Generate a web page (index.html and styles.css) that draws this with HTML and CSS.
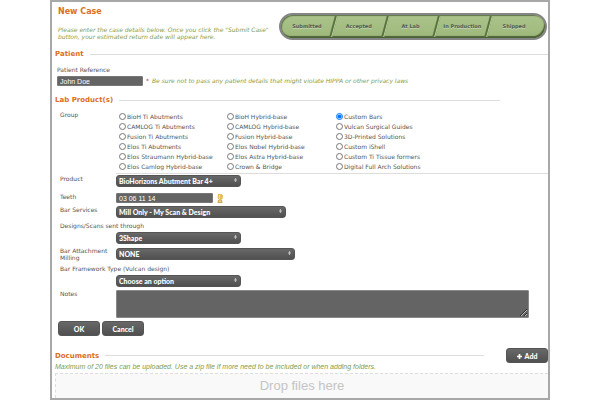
FILE: index.html
```html
<!DOCTYPE html>
<html lang="en">
<head>
<meta charset="utf-8">
<title>New Case</title>
<link rel="stylesheet" href="styles.css">
</head>
<body>
<main class="frame">
  <header class="top">
    <div class="intro">
      <h1>New Case</h1>
      <p class="hint">Please enter the case details below. Once you click the "Submit Case"<br>button, your estimated return date will appear here.</p>
    </div>
    <ol class="steps">
      <li>Submitted</li>
      <li>Accepted</li>
      <li>At Lab</li>
      <li>In Production</li>
      <li>Shipped</li>
    </ol>
  </header>

  <form>
    <h2 class="section">Patient</h2>
    <div class="patient">
      <label for="ref">Patient Reference</label>
      <div class="line">
        <input class="text ref" id="ref" type="text" value="John Doe">
        <span class="star">*</span>
        <span class="hint">Be sure not to pass any patient details that might violate HIPPA or other privacy laws</span>
      </div>
    </div>

    <h2 class="section lab">Lab Product(s)</h2>
    <div class="fields">
      <span class="name" id="group">Group</span>
      <div class="groups" role="radiogroup" aria-labelledby="group">
        <label><input type="radio" name="g">BioH Ti Abutments</label>
        <label><input type="radio" name="g">CAMLOG Ti Abutments</label>
        <label><input type="radio" name="g">Fusion Ti Abutments</label>
        <label><input type="radio" name="g">Elos Ti Abutments</label>
        <label><input type="radio" name="g">Elos Straumann Hybrid-base</label>
        <label><input type="radio" name="g">Elos Camlog Hybrid-base</label>
        <label><input type="radio" name="g">BioH Hybrid-base</label>
        <label><input type="radio" name="g">CAMLOG Hybrid-base</label>
        <label><input type="radio" name="g">Fusion Hybrid-base</label>
        <label><input type="radio" name="g">Elos Nobel Hybrid-base</label>
        <label><input type="radio" name="g">Elos Astra Hybrid-base</label>
        <label><input type="radio" name="g">Crown &amp; Bridge</label>
        <label><input type="radio" name="g" checked>Custom Bars</label>
        <label><input type="radio" name="g">Vulcan Surgical Guides</label>
        <label><input type="radio" name="g">3D-Printed Solutions</label>
        <label><input type="radio" name="g">Custom iShell</label>
        <label><input type="radio" name="g">Custom Ti Tissue formers</label>
        <label><input type="radio" name="g">Digital Full Arch Solutions</label>
      </div>

      <label class="name" for="product">Product</label>
      <div class="control ruled">
        <span class="pick"><select id="product"><option>BioHorizons Abutment Bar 4+</option></select><svg viewBox="0 0 4 6"><path d="M0 2.600L2 0l2 2.600zM0 3.400L2 6l2-2.600z"/></svg></span>
      </div>

      <label class="name" for="teeth">Teeth</label>
      <div class="control">
        <input class="text teeth" id="teeth" type="text" value="03 06 11 14">
        <svg class="tooth" viewBox="0 0 6 9"><path fill="#e3bd55" d="M1 0h3.500L6 1.500 5.500 5 4 6H2L.5 4z"/><path fill="#f3dfa2" d="M2 1h1v4H2z"/><path fill="#d2a94a" d="M1 6h4l.5 3h-5z"/><path fill="#f6ecd0" d="M2.200 6.500h1.400V8H2.200z"/></svg>
      </div>

      <label class="name" for="services">Bar Services</label>
      <div class="control">
        <span class="pick medium"><select id="services"><option>Mill Only - My Scan &amp; Design</option></select><svg viewBox="0 0 4 6"><path d="M0 2.600L2 0l2 2.600zM0 3.400L2 6l2-2.600z"/></svg></span>
      </div>

      <label class="name wide" for="through">Designs/Scans sent through</label>
      <div class="control">
        <span class="pick"><select id="through"><option>3Shape</option></select><svg viewBox="0 0 4 6"><path d="M0 2.600L2 0l2 2.600zM0 3.400L2 6l2-2.600z"/></svg></span>
      </div>

      <label class="name" for="milling">Bar Attachment Milling</label>
      <div class="control">
        <span class="pick long"><select id="milling"><option>NONE</option></select><svg viewBox="0 0 4 6"><path d="M0 2.600L2 0l2 2.600zM0 3.400L2 6l2-2.600z"/></svg></span>
      </div>

      <label class="name wide" for="framework">Bar Framework Type (Vulcan design)</label>
      <div class="control">
        <span class="pick"><select id="framework"><option>Choose an option</option></select><svg viewBox="0 0 4 6"><path d="M0 2.600L2 0l2 2.600zM0 3.400L2 6l2-2.600z"/></svg></span>
      </div>

      <label class="name" for="notes">Notes</label>
      <div class="control"><textarea id="notes"></textarea></div>
    </div>

    <div class="actions">
      <button type="submit">OK</button>
      <button type="button">Cancel</button>
    </div>
  </form>

  <section>
    <div class="docs">
      <h2 class="section">Documents</h2>
      <button type="button"><svg viewBox="0 0 6 6"><path d="M2 0h2v2h2v2H4v2H2V4H0V2h2z"/></svg>Add</button>
    </div>
    <p class="limit">Maximum of 20 files can be uploaded. Use a zip file if more need to be included or when adding folders.</p>
    <div class="drop">Drop files here</div>
  </section>
</main>
</body>
</html>
```
FILE: styles.css
```css
* {
  box-sizing: border-box;
}

body {
  margin: 0;
  padding: 0 50px;
  background: #fff;
  color: #555;
  font: 6px/8px "DejaVu Sans", Verdana, sans-serif;
}

.frame {
  border: 2px solid #a8a8a8;
}

h1,
h2,
p,
ol {
  margin: 0;
  padding: 0;
}

h1 {
  color: #dd6f22;
  font-size: 8px;
  line-height: 10px;
}

.hint {
  color: #7f9c4c;
  font-style: italic;
}

.top {
  display: flex;
  justify-content: space-between;
  height: 47px;
  padding: 5px 1px 0 6px;
}

.intro .hint {
  margin-top: 9px;
  line-height: 7px;
  white-space: nowrap;
}

/* Progress bar */
.steps {
  display: flex;
  width: 268px;
  height: 27px;
  margin-top: 6px;
  padding-right: 5px;
  overflow: hidden;
  border: 2px solid #858585;
  border-radius: 14px;
  background: linear-gradient(#abc38b, #9db87b);
  box-shadow: inset 1px 1px 1px #5e7548, inset -1px -2px 1px #4c6236;
  list-style: none;
}

.steps li {
  position: relative;
  flex: 1;
  color: #4d5a4e;
  font-size: 5px;
  font-weight: bold;
  line-height: 23px;
  text-align: center;
  text-shadow: 0 1px 0 #c9d8b4;
  white-space: nowrap;
}

.steps li + li::before {
  content: "";
  position: absolute;
  top: 1px;
  bottom: 1px;
  left: -1px;
  width: 2px;
  border-right: 1px solid #bdd19f;
  background: #58733f;
  transform: skewX(-15deg);
}

/* Section headings with a rule */
.section {
  display: flex;
  align-items: center;
  gap: 6px;
  padding-left: 3px;
  color: #dd6f22;
  font-size: 7px;
  line-height: 10px;
}

.section::after {
  content: "";
  flex: 1;
  height: 1px;
  background: #ddd;
}

.lab {
  margin: 9px 48px 0 0;
}

.patient {
  padding: 7px 0 0 5px;
}

.patient label {
  display: block;
}

.line {
  display: flex;
  align-items: center;
  gap: 3px;
  margin-top: 2px;
}

.star {
  color: #a33;
}

.text {
  height: 10px;
  padding: 0 2px;
  border: 1px solid #777;
  border-radius: 1px;
  background: #646464;
  color: #fff;
  font: 7px/8px "Liberation Sans", Arial, sans-serif;
}

.ref {
  width: 86px;
}

.teeth {
  width: 97px;
}

/* Product fields */
.fields {
  display: grid;
  grid-template-columns: 56px 1fr;
  row-gap: 3px;
  padding: 6px 0 0 8px;
}

.name {
  line-height: 7px;
}

.wide {
  grid-column: 1 / -1;
  padding-top: 1px;
}

.control {
  grid-column: 2;
  display: flex;
  align-items: center;
}

.ruled {
  margin-top: -2px;
  padding: 1px 0 3px;
  border-top: 1px solid #ddd;
}

.groups {
  display: grid;
  grid-template-rows: repeat(6, 10px);
  grid-template-columns: 108px 109px 1fr;
  grid-auto-flow: column;
  padding: 1px 0 0 3px;
}

.groups label {
  display: flex;
  align-items: center;
  gap: 1px;
}

.groups input {
  width: 7px;
  height: 7px;
  margin: 0 0 2px;
}

.pick {
  position: relative;
  width: 125px;
}

.medium {
  width: 170px;
}

.long {
  width: 179px;
}

.pick svg {
  position: absolute;
  top: 3px;
  right: 4px;
  width: 3px;
  height: 4px;
  fill: #ddd;
  pointer-events: none;
}

select,
button {
  border: 1px solid #555;
  border-radius: 3px;
  background: linear-gradient(#686868, #505050);
  color: #fff;
  font: 900 7px/10px Lato, "Open Sans", sans-serif;
}

select {
  display: block;
  width: 100%;
  height: 12px;
  padding: 0 2px;
  appearance: none;
}

.tooth {
  width: 6px;
  height: 9px;
  margin-left: 4px;
}

textarea {
  display: block;
  width: calc(100% - 19px);
  height: 28px;
  border: 1px solid #888;
  border-radius: 1px;
  background: #646464;
  color: #fff;
  resize: vertical;
}

.actions {
  display: flex;
  gap: 2px;
  padding: 3px 0 0 6px;
}

button {
  width: 42px;
  height: 15px;
  padding: 0;
}

.docs {
  display: flex;
  align-items: center;
  justify-content: space-between;
  gap: 22px;
  margin-top: 12px;
}

.docs .section {
  flex: 1;
}

.docs button svg {
  width: 5px;
  height: 5px;
  margin-right: 3px;
  fill: #fff;
}

.limit {
  padding-left: 3px;
  color: #7f9c4c;
  font: italic 7px/8px "Liberation Sans", Arial, sans-serif;
}

.drop {
  margin: 2px 0 0 3px;
  border: 1px dashed #ddd;
  border-width: 1px 0 0 1px;
  background: #f9f9f9;
  color: #c4c4c4;
  font: 13px/24px "Liberation Sans", Arial, sans-serif;
  text-align: center;
}
```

####################

Problem statement: Return the number of lines that include the word "styles", and nothing else.

Task result: 3